Unions apparently want their trial Project Labor Agreement policy in the City of Berkeley to explicitly cover aspects of public art installation (it does not do so now), as shown in this excerpt from a May 15, 2012 staff report to the Berkeley City Council:
One area of uncertainty during the first year of implementation has been Public Art. Because the CWA applies to all subcontractors, Public Art projects are subject to its requirements. Staff researched Project Labor Agreements in other cities, and none contain provisions for Public Art, so there was no established model to consider regarding handling Public Art projects. Staff reviewed requirements with bidding artists, and while all the artists agreed with the CWA in concept, it was very difficult for them to comply since their work is very specialized. Having workers unknown to the artist assist with installation of the functional art could result in damage to the artwork. The artists do work with the contractors and architects before and during the art installation.

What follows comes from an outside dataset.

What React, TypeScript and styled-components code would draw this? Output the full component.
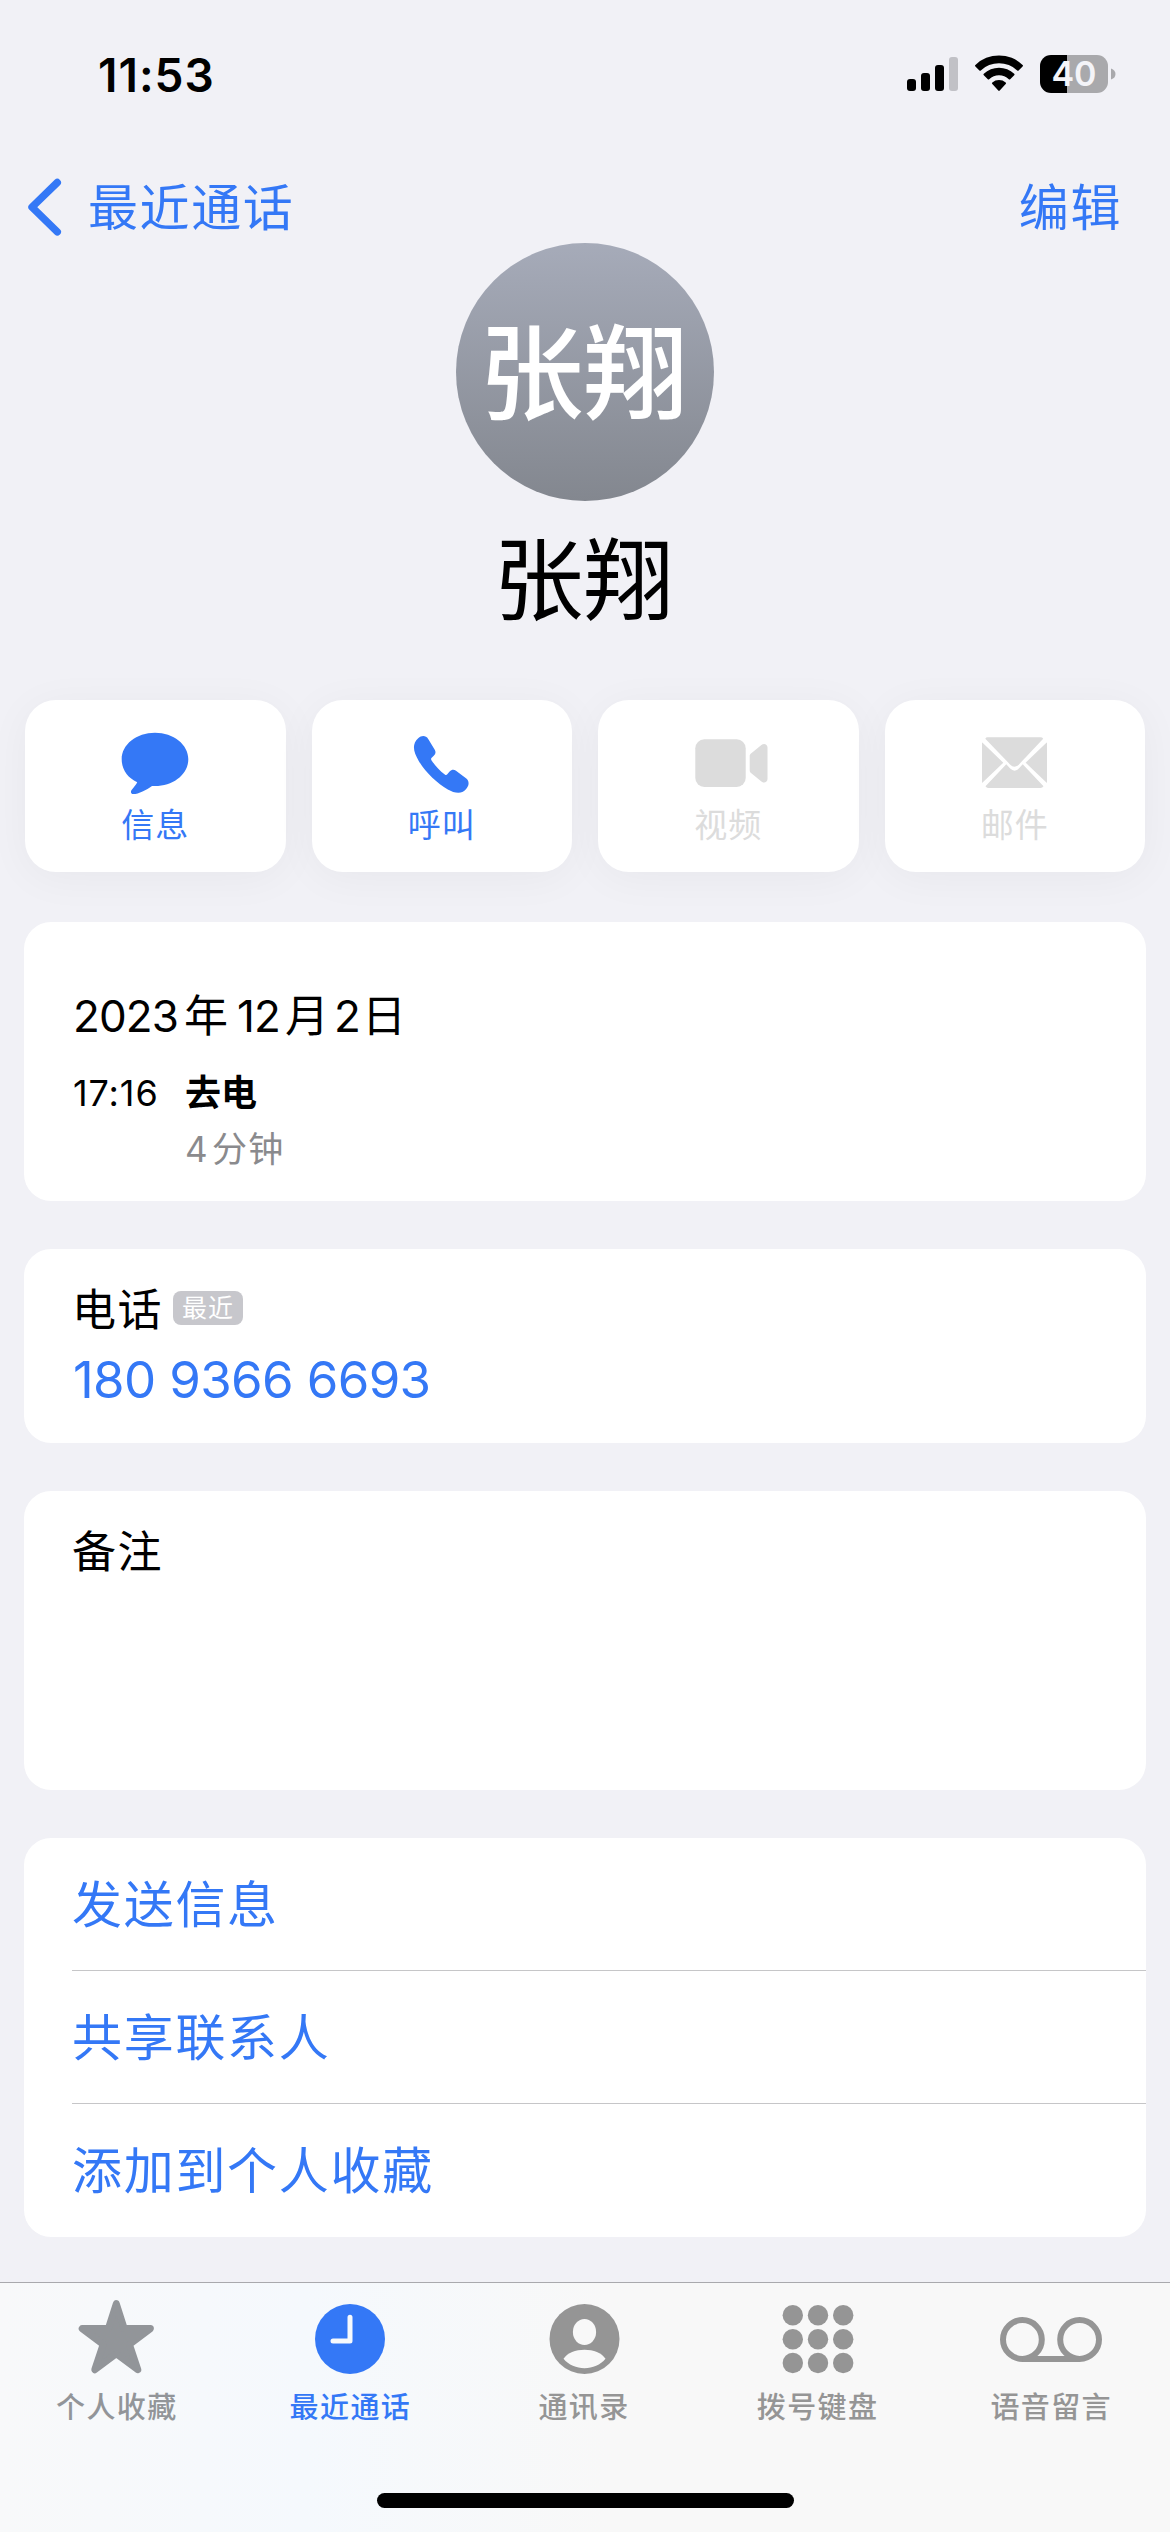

The Public Art component of the CWA also requires significant staff time to respond to artist queries, troubleshoot potential problems, assess which trade would be applicable to the artist’s work and to participate in artist presentations during the artist selection process. The Joint Administrative Committee agrees to review Public Art on a case-by -case basis to assist in determining the applicability of the CWA to each Public Art project.
It would be interesting to find out which trade union would have claimed jurisdiction over attaching the dog bronze medallions onto the Berkeley’s Big People sculpture (discussed above). Is that work claimed by the Laborers, the Sheet Metal Workers, or the Iron Workers? Someone needs to get a prevailing wage coverage determination from the California Department of Industrial Relations, so there aren’t needless delays when arbitrators designated under Project Labor Agreements that cover public art are unable to resolve future disputes on such matters.
Public art cannot be delayed by work stoppages and slowdowns!